Para nos orientarmos na proclamação e escuta da Palavra, a 1.ª leitura deste domingo, retirada do livro de Neemias, como já foi visto, indica-nos três verbos representativos de três momentos que marcam o itinerário correto da relação com a Palavra de Deus: ler, explicar e compreender
Antes de mais, é necessário ler. Mas esta leitura não é uma leitura qualquer. A leitura da Palavra de Deus não pode improvisar-se; tem, antes, de ser uma leitura cuidada, programada e didática. Esdras escolheu com cuidado o local da reunião e da proclamação da Palavra de Deus. O povo reuniu-se no lugar pré-determinado, longe do ruído da cidade e com uma boa acústica. Os que liam a Palavra de Deus não a liam de qualquer modo, mas de forma clara e distinta. Além disso, havia um estrado de madeira, feito de propósito para essa ocasião a fim de que o leitor pudesse ser visto e ouvido por todos.
A seguir, vem a explicação. Com efeito, como reza um provérbio antigo, “toda a palavra da Bíblia tem setenta rostos”. Por isso, requer-se um trabalho de exegese, que desenterre todos os tesouros que se encontram em cada página da Escritura. Assim, a homilia não é algo acessório, dispensável e quanto mais curta melhor. É, antes, um momento de extrema importância na liturgia da Palavra: “é parte da liturgia e muito recomendada: é um elemento necessário para alimentar a vida cristã” (IGMR, 65). É nela que se desenterram os tesouros escondidos nas leituras proclamadas. Por conseguinte, tem de haver grande cuidado quer do sacerdote na preparação e execução da homilia quer dos fiéis na sua escuta.
Por fim, vem a compreensão, não a compreensão meramente intelectual, mas a compreensão nutrida pela inteligência e pelo coração. A escuta da Palavra de Deus deve-nos conduzir, como conduziu o povo sob a direção de Neemias, ao exame de consciência, ao arrependimento e à conversão. As lágrimas que o povo derramou sinalizam a consciência do não seguimento da Palavra e exprimem sinceramente o arrependimento. Não é só às lágrimas de arrependimento que a leitura da Palavra de Deus nos conduz; a Palavra proclamada é geradora de festa, de alegria e de felicidade: “Hoje é um dia consagrado a nosso Senhor; portanto, não vos entristeçais, porque a alegria do Senhor é a vossa fortaleza”. E o facto de Deus hoje nos dirigir a sua palavra salvadora e Se interessar por nós é fonte de alegria e de festa. Além disso, a Palavra de Deus não é uma palavra de condenação, mas de salvação.

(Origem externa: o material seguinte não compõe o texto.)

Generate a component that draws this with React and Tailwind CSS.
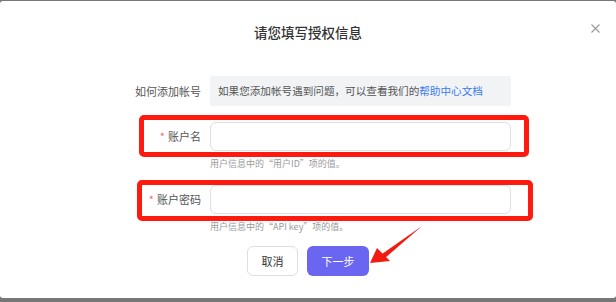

Com efeito, a Palavra de Deus encarnada e definitiva é Jesus de Nazaré que a segunda parte do evangelho, já comentada, nos apresenta ao iniciar do seu ministério público. Jesus inicia-se publicamente participando no culto da sinagoga. Aí proclama o texto de Isaías sobre o ungido do Senhor e onde se indica a missão do Messias: anunciar a boa-nova, proclamar a redenção, dar a vista, restituir a liberdade e proclamar o ano da graça. Faltou “o dia da vingança do nosso Deus”, o que irritou os ouvintes viam aqui a truncação do texto profético, que Jesus omitiu deliberadamente, pois não veio para condenar, mas para recuperar o que estava perdido.
Depois da leitura, Jesus, como verdadeiro mestre, senta-se e faz a sua homilia sobre a Palavra que acabara de proclamar. Porém, não comenta o texto do profeta; reinterpreta-o e proclama o seu cumprimento. Na verdade, em Jesus de Nazaré cumprem-se as promessas da salvação, com Ele começa o eterno ‘hoje’ da salvação, continuado pela oração e ação da Igreja.
Por isso, façamos festa e alegremo-nos, partilhando a alegria e os haveres!